Dopo questi divertissement, torno al punto, ossia al valore intrinseco dei libri. Spaziando qua e là si incontra una frase di Carlo Dossi che a mio avviso suona assai bene: “Un libro indegno di essere letto una seconda volta è indegno pure di essere letto una prima”. Ciò mi invita ad addentrarmi nello specifico dell’attività della scrittura. Lo faccio volentieri, partendo da un libro molto particolare, Se una notte d’inverno un viaggiatore. “Scrivere è sempre nascondere qualcosa in modo che venga poi scoperto”, sottolinea Calvino. Gli fa eco in qualche modo, estendendo i confini del discorso, Thomas Mann. In un passaggio suggestivo di Morte a Venezia rileva che “La felicità dello scrittore è il pensiero che riesce a diventare completamente sentimento, è il sentimento che riesce a diventare completamente pensiero”. Dare e ricevere, rivelare e rivelarsi.
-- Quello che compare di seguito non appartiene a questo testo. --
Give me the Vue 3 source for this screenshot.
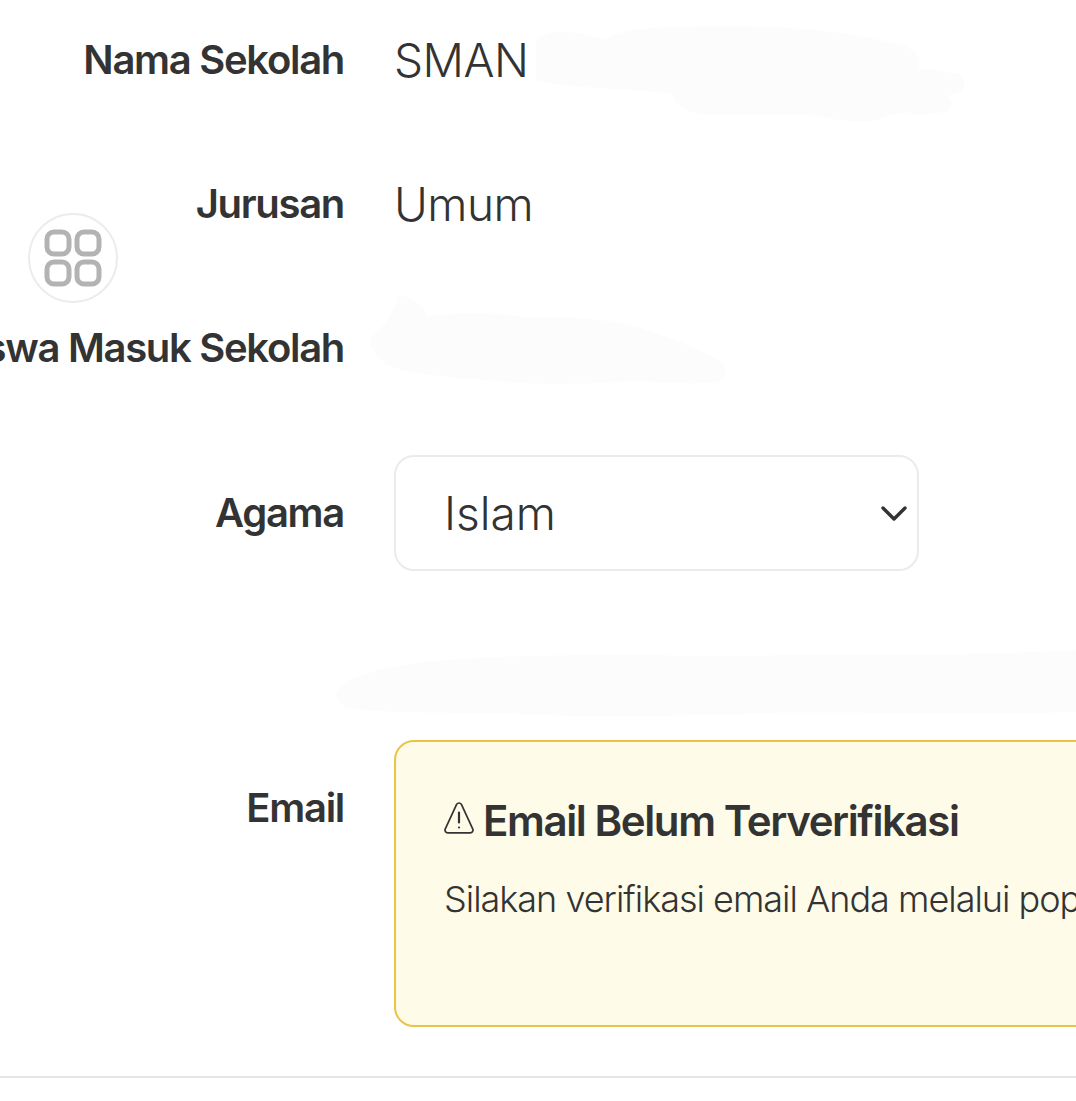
<template>
  <div class="page">
    <div class="form">
      <div class="row row-school">
        <div class="label">Nama Sekolah</div>
        <div class="value">SMAN</div>
      </div>
      <div class="row row-major">
        <div class="label">Jurusan</div>
        <div class="value">Umum</div>
      </div>
      <div class="row row-year">
        <div class="label">Tahun Siswa Masuk Sekolah</div>
      </div>
      <div class="row row-religion">
        <div class="label">Agama</div>
        <div class="select-wrap">
          <select class="form-select">
            <option>Islam</option>
          </select>
          <svg class="select-icon" viewBox="0 0 26 16" fill="none" stroke="#333" stroke-width="3.4" stroke-linecap="round" stroke-linejoin="round">
            <path d="M2 3l11 11L24 3" />
          </svg>
        </div>
      </div>
      <div class="row row-email">
        <div class="label label-email">Email</div>
        <div class="email-col">
          <div class="alert">
            <div class="alert-title">
              <svg class="alert-icon" viewBox="0 0 30 34" fill="none" stroke="#333" stroke-width="1.7" stroke-linejoin="round" stroke-linecap="round">
                <path d="M12.6 3.4c1.1-1.9 3.7-1.9 4.8 0l11.3 24.4c.9 1.9-.4 4-2.4 4H3.700c-2 0-3.300-2.100-2.400-4z" />
                <path d="M15 11.500v10" stroke-width="2.200" />
                <circle cx="15" cy="26.500" r="1.100" fill="#333" stroke="none" />
              </svg>
              <span>Email Belum Terverifikasi</span>
            </div>
            <div class="alert-text">Silakan verifikasi email Anda melalui pop up yang tersedia di halaman ini</div>
          </div>
          <div class="input-box"></div>
        </div>
      </div>
    </div>

    <!-- blurred-out parts of the original shot -->
    <svg class="smudges" viewBox="0 0 1076 1101" fill="#fcfcfc">
      <path d="M536 40c20-14 40-8 70 0 10-12 60-14 120-14 80 0 130 8 180 20 12 6 16 12 12 22l42 6c6 6 6 12 0 18l-12 4c6 8 4 12-2 16-20 2-30 4-40 0l-18 4c-14 8-40 6-60 2-20-6-100-2-122-4-20 0-30-8-34-20-60-8-100-4-136-14z" />
      <path d="M370 340c6-10 20-14 28-44 8-2 22 4 30 20 30-4 70-4 100 2 30-2 90 0 124 14 20 6 50 18 70 30 6 8 4 16-4 20-30 4-70-2-100 0-40 2-90 4-130-2-30-2-70-4-100-14-10-8-16-16-18-26z" />
      <path d="M336 694c6-16 40-26 90-32 70-8 190-8 290-6 100-2 220 2 360-6v62c-140 4-260-2-340 2-60 2-150 4-210 0-80-2-140 0-180-6-6-4-10-10-10-14z" />
    </svg>

    <button class="fab" type="button">
      <svg viewBox="0 0 58 58" fill="none" stroke="#b3b3b3" stroke-width="5">
        <rect x="3" y="3" width="22" height="22" rx="7" />
        <rect x="33" y="3" width="22" height="22" rx="7" />
        <rect x="3" y="33" width="22" height="22" rx="7" />
        <rect x="33" y="33" width="22" height="22" rx="7" />
      </svg>
    </button>

    <div class="bottom-bar"></div>
  </div>
</template>

<script setup>
</script>

<style>
html,
body {
  overflow: hidden;
  background: #fff;
}
</style>

<style scoped>
.page {
  position: relative;
  width: 1076px;
  height: 1101px;
  overflow: hidden;
  background: #fff;
  color: #333;
  font-family: Inter, "Noto Sans", sans-serif;
}

.form {
  padding-top: 36px;
}

.row {
  display: flex;
  gap: 50px;
}

.row-school,
.row-major,
.row-year {
  height: 48px;
  align-items: center;
  margin-bottom: 96px;
}

.row-year {
  margin-bottom: 83px;
}

.row-religion {
  align-items: center;
  margin-bottom: 169px;
}

.label {
  display: flex;
  justify-content: flex-end;
  flex: 0 0 344px;
  width: 344px;
  white-space: nowrap;
  font-size: 40px;
  font-weight: 600;
  letter-spacing: -1.3px;
  line-height: 48px;
}

.label-email {
  padding-top: 44px;
}

.value {
  font-size: 46px;
  font-weight: 300;
  line-height: 48px;
  letter-spacing: -0.5px;
}

.select-wrap {
  position: relative;
  width: 525px;
  height: 116px;
}

.form-select {
  width: 100%;
  height: 100%;
  padding: 0 48px;
  appearance: none;
  background: #fff;
  border: 2px solid #ebebeb;
  border-radius: 20px;
  color: #333;
  font-family: inherit;
  font-size: 46px;
  font-weight: 300;
  outline: none;
}

.select-icon {
  position: absolute;
  right: 12px;
  top: 50%;
  width: 26px;
  height: 16px;
  transform: translateY(-50%);
  pointer-events: none;
}

.email-col {
  flex: 0 0 900px;
  width: 900px;
}

.alert {
  height: 231px;
  padding: 52px 48px 0;
  background: #fefbe8;
  border: 2px solid #e8c547;
  border-radius: 20px;
}

.alert-title {
  display: flex;
  align-items: center;
  gap: 9px;
  height: 52px;
  font-size: 42px;
  font-weight: 600;
  letter-spacing: -1.4px;
  white-space: nowrap;
}

.alert-icon {
  width: 30px;
  height: 34px;
  margin-top: -4px;
}

.alert-text {
  margin-top: 30px;
  font-size: 36px;
  font-weight: 300;
  letter-spacing: -1px;
  line-height: 46px;
  white-space: nowrap;
}

.input-box {
  height: 116px;
  margin-top: 72px;
  background: #fff;
  border: 2px solid #ebebeb;
  border-radius: 20px;
}

.smudges {
  position: absolute;
  inset: 0;
  width: 100%;
  height: 100%;
  pointer-events: none;
}

.fab {
  position: absolute;
  left: 28px;
  top: 213px;
  display: flex;
  align-items: center;
  justify-content: center;
  width: 90px;
  height: 90px;
  padding: 0;
  background: #fff;
  border: 2px solid #ececec;
  border-radius: 50%;
}

.fab svg {
  width: 58px;
  height: 58px;
}

.bottom-bar {
  position: absolute;
  left: 0;
  right: 0;
  bottom: 0;
  height: 23px;
  background: #fff;
  border-top: 2px solid #e6e6e6;
}
</style>
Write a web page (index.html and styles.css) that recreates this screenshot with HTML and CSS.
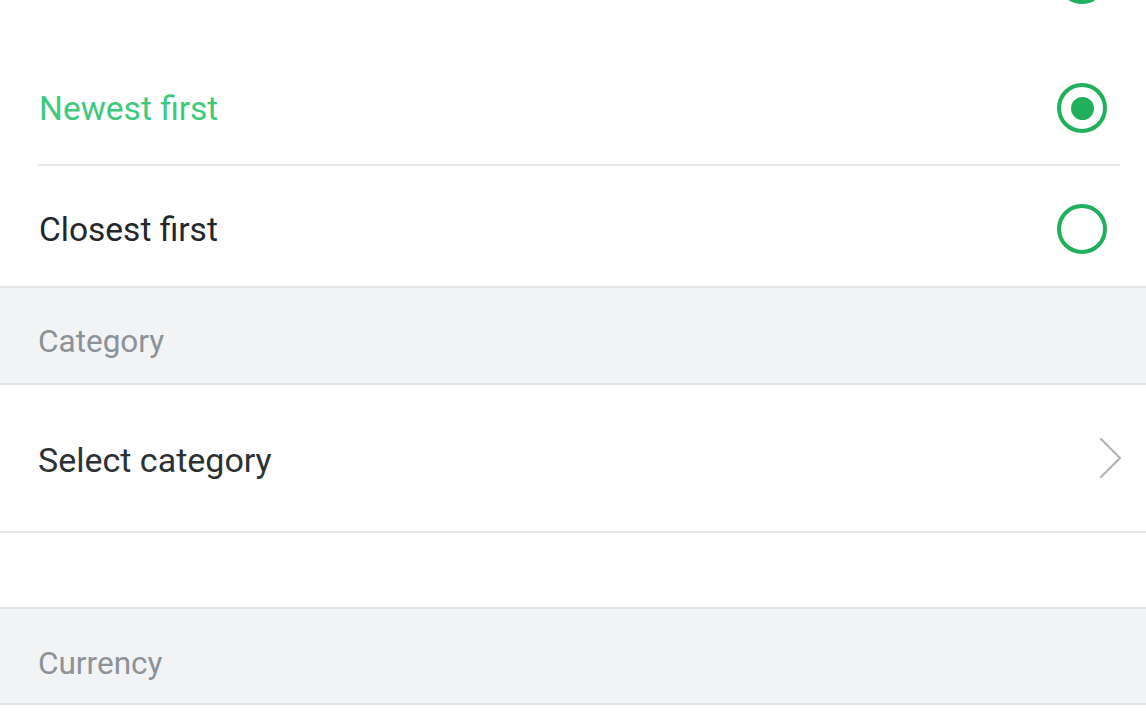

Uno scrittore molto meno noto dei due appena citati, il russo Veniamin Aleksandrovič Kaverin, propone una valutazione sul rapporto autore-opera che, a mio parere, è pensata ed espressa con efficacia: “Un’attenta lettura delle opere di uno scrittore fa capire molto di più della sua personalità che la conoscenza della sua biografia, perché in quest’ultima si riflette quel che egli ha in comune con il resto dell’umanità, nelle sue opere, invece, quello che ha di diverso”. Complesso, opinabile, certo. Ma degno di riflessione. D’altronde, se tutto fosse chiaro e lineare, il fascino svanirebbe nel nulla. Il premio Nobel Heinrich Böll ebbe a dichiarare: “Quando mi viene chiesto come e perché ho scritto questo o quello, provo sempre un grande imbarazzo. Mi piacerebbe non solo dare ragguagli all’interlocutore, ma anche a me stesso, però non ci riesco mai”.

Anche in questo caso, ed è più che mai un bene che sia così, ho incontrato più dubbi che certezze, più ipotesi che sentenze definitive. Ogni libro è una scoperta, una scommessa, una meta che si individua solo dopo averla raggiunta. Tutto e il contrario di tutto. Un ultimo contrasto servirà paradossalmente a illuminare la visuale delle divergenze. Lo storico inglese Arthur Helps era solito dire che: “La lettura è un modo ingegnoso per evitare di pensare”. Vittorio Alfieri, qualche annetto prima, aveva solennemente dichiarato che “Leggere, come io l’intendo, vuol dire profondamente pensare”. In definitiva, l’orizzonte resta brumoso. L’ambiente ideale per l’apparire di storie e figure, prodigi, fantasmi ed esseri in carne ed ossa.

Un libro non cambia la vita, forse. O magari sì. In molti casi è accaduto. L’ultima citazione che propongo è un epigramma di Giusti: “Il fare un libro è meno di niente/ se il libro fatto non rifà la gente”. La speranza, colossale e imprescindibile, è sempre quella: cambiare il mondo. E se il progetto è destinato a fallire, va bene lo stesso. Provarlo, tentare di scriverlo, e di leggerlo, è un po’ come averlo vissuto. Ogni libro è una piccola rivoluzione. Non contano le proporzioni, in questo caso. Per ognuno, in certi momenti, l’universo della propria stanza, e della propria mente, equivale al mondo intero.